9. Is the American Sign Language (ASL) a real language? Motivate your answer.

FROM CHAPTER 10

1. What is a spectrogram? Is it possible to segment speech in words only on the basis on physical characteristics of the sound as represented in a spectrogram?

2. What is the voice-onset time (VOT)? Describe Eimans and Corbit's experiment (what is the variable manipulated? What is the dependent variable?) and the results showed in Figure 10.7. What do these results suggest about phoneme perception?

3. Describe the McGurk effect. What do you think this effect demonstrates about speech perception?

4. Which three assumptions have been proposed to study speech signal? Describe three violations of these assumptions.

5. What are the assumptions of the motor theory of speech comprehension? Talk about experimental evidence that supports these assumptions.

6. What is the main assumption of Massaro's fuzzy logical model? What is the experimental evidence that supports this model? Why are these results against the idea of a specialized speech processor?

7. According to Farmer and Klein (1996), what is the basic cognitive deficit in individuals with dyslexia? Do they think that dyslexia is a pure linguistic deficit?

8. Describe eye movements during reading (saccades, fixations, regressions). How long does a saccade last? How long does a fixation last? How many characters are encoded during a single fixation?

9. Describe McConkie's model of eye-movement control in reading. What are the problems with this model?

10. Describe Morrison's model of eye-movement control in reading. What is an essential feature of this model?

11. Describe Tulving and Gold's experiment on the effect of context on word identification.

12. Describe Morton's logogen model. What are the components of this model? How does the logogen model explain word identification?

13. Describe McClelland and Rumelhart connectionist model of word identification.

14. What is an anaphora? What is the distance effect?

15. Briefly describe the three types of inference that we make while reading text.

FROM THE LECTURES:

1. Why do we talk about "categorical perception" in phonology? How does phonological perception develop in infants?

2. What is syntax? How is syntax learned in children? Does age of acquisition of a second language have an effect on syntactical competence?

3. What is the unit of meaning? Does it correspond to a word?

4. What is pragmatics? Give an example of the use of pragmatics in language

5. Give a definition of LANGUAGE and briefly comment it.

6. What is displacement? Why is this property of language important?

7. Miller proposed two additional levels of analysis of language in addition to the traditional three (phonology, syntax, semantics). What are they? Give an example.

8. What is "phonemic competence"?

9. What is a spectrogram? Can we find some physical difference in a spectrogram that allows us to segment speech in words? Which cues do we probably use to segment speech?

10. What is the difference between competence and performance in Chomsky's theory?

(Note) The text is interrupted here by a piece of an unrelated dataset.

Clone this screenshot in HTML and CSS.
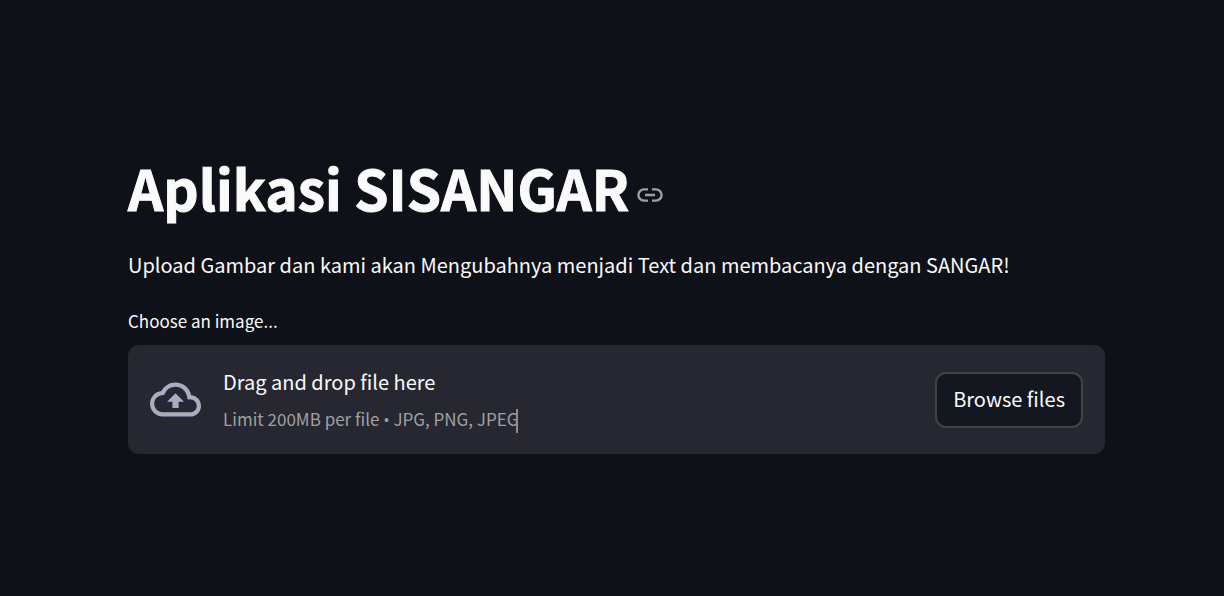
FILE: index.html
```html
<!DOCTYPE html>
<html lang="id">
<head>
<meta charset="utf-8">
<meta name="viewport" content="width=device-width, initial-scale=1">
<title>Aplikasi SISANGAR</title>
<link rel="stylesheet" href="styles.css">
</head>
<body>
<main class="page">
  <header class="heading">
    <h1 class="title" id="aplikasi-sisangar">Aplikasi SISANGAR</h1>
    <a class="anchor" href="#aplikasi-sisangar" aria-label="Link to heading">
      <svg class="anchor-icon" viewBox="0 0 26 14" fill="none" stroke="currentColor" stroke-width="2.4" aria-hidden="true">
        <path d="M11 1.4H7a5.6 5.6 0 0 0 0 11.2h4M15 1.4h4a5.6 5.6 0 0 1 0 11.2h-4M8 7h10"/>
      </svg>
    </a>
  </header>
  <p class="intro">Upload Gambar dan kami akan Mengubahnya menjadi Text dan membacanya dengan SANGAR!</p>
  <section class="uploader">
    <h2 class="label" id="upload-label">Choose an image...</h2>
    <div class="dropzone" role="group" aria-labelledby="upload-label">
      <svg class="cloud" viewBox="0 0 24 24" fill="currentColor" aria-hidden="true">
        <path d="M19.35 10.04A7.49 7.49 0 0 0 12 4C9.11 4 6.6 5.64 5.35 8.04A5.994 5.994 0 0 0 0 14c0 3.31 2.69 6 6 6h13c2.76 0 5-2.24 5-5 0-2.64-2.05-4.78-4.65-4.96zM19 18H6c-2.21 0-4-1.79-4-4 0-2.05 1.53-3.76 3.56-3.97l1.07-.11.5-.95A5.469 5.469 0 0 1 12 6c2.62 0 4.88 1.86 5.39 4.43l.3 1.5 1.53.11A2.98 2.98 0 0 1 22 15c0 1.65-1.35 3-3 3zM8 13h2.55v3h2.9v-3H16l-4-4z"/>
      </svg>
      <div class="instructions">
        <span class="prompt">Drag and drop file here</span>
        <span class="limit">Limit 200MB per file <span class="dot">•</span> JPG, PNG, JPEG<span class="caret"></span></span>
      </div>
      <button class="browse" type="button">Browse files</button>
    </div>
  </section>
</main>
</body>
</html>
```
FILE: styles.css
```css
* {
  box-sizing: border-box;
}

body {
  margin: 0;
  background: #0e1117;
  color: #fafafa;
  font-family: "Noto Sans CJK SC", "Noto Sans", sans-serif;
  font-size: 20px;
  line-height: 32px;
}

.page {
  padding: 153px 119px 32px 128px;
}

.heading {
  display: flex;
  align-items: center;
  gap: 8px;
}

.title {
  margin: 0;
  font-size: 55px;
  font-weight: 700;
  line-height: 68px;
  -webkit-text-stroke: 1px currentColor;
}

.anchor {
  display: flex;
  padding-top: 16px;
  color: #a0a0a0;
}

.anchor-icon {
  width: 26px;
  height: 14px;
}

.intro {
  margin: 28px 0 0;
}

.uploader {
  margin-top: 28px;
}

.label {
  margin: 0 0 12px;
  font-size: 17px;
  font-weight: 400;
  line-height: 24px;
}

.dropzone {
  display: flex;
  align-items: center;
  padding: 21px 22px;
  border-radius: 11px;
  background: #262730;
}

.cloud {
  flex: none;
  width: 51px;
  height: 51px;
  margin-right: 22px;
  color: #a9adc1;
}

.instructions {
  display: flex;
  flex-direction: column;
  flex: 1;
  gap: 7px;
}

.prompt {
  line-height: 32px;
}

.limit {
  color: #a0a0a2;
  font-size: 17px;
  line-height: 28px;
}

.dot {
  font-family: "Open Sans", sans-serif;
  line-height: 1;
}

.caret {
  display: inline-block;
  width: 2px;
  height: 24px;
  margin-left: -2px;
  background: #8c8c90;
  vertical-align: middle;
}

.browse {
  padding: 9px 16px 11px;
  border: 2px solid #41434b;
  border-radius: 11px;
  background: #131720;
  color: inherit;
  font: inherit;
}
```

11. What is the difference between deep and surface structure in Chomsky's theory?

12. Briefly describe Chomsky's transformational grammar theory. What is the purpose of this theory? Which sets of rules did Chomsky proposed?

13. Often we use syntactic transformation to convey a particular meaning in a sentence. Give some example of "semantic" use of syntax.

14. Describe Fillmore's Case grammar model. What is a semantic case? What are the two assumptions of this model?

15. What is a "garden-path" sentence? Describe an empirical study that investigates this type of sentences and discuss its results. Lecture Wed, May 20th

16. Describe the lexical decision task. Which mental operations are performed during this task? What is the word frequency effect and which stage of processing is involved in this effect?

17. Describe the experimental paradigm used to study priming. Describe Marcel's (1980) study and the effect of masked primes on semantically related probes.

18. Describe the two experiments by Neely and the theoretical consequences of his findings.

19. How do eye movement studies contribute to the study of cognitive processing during reading? Describe the technique, the main results and which kind of information it is possible to extract from these data.

20. What are the two assumption on which eye movements studies of reading are based?

21. Describe eye movement patterns during readings in good and poor readers.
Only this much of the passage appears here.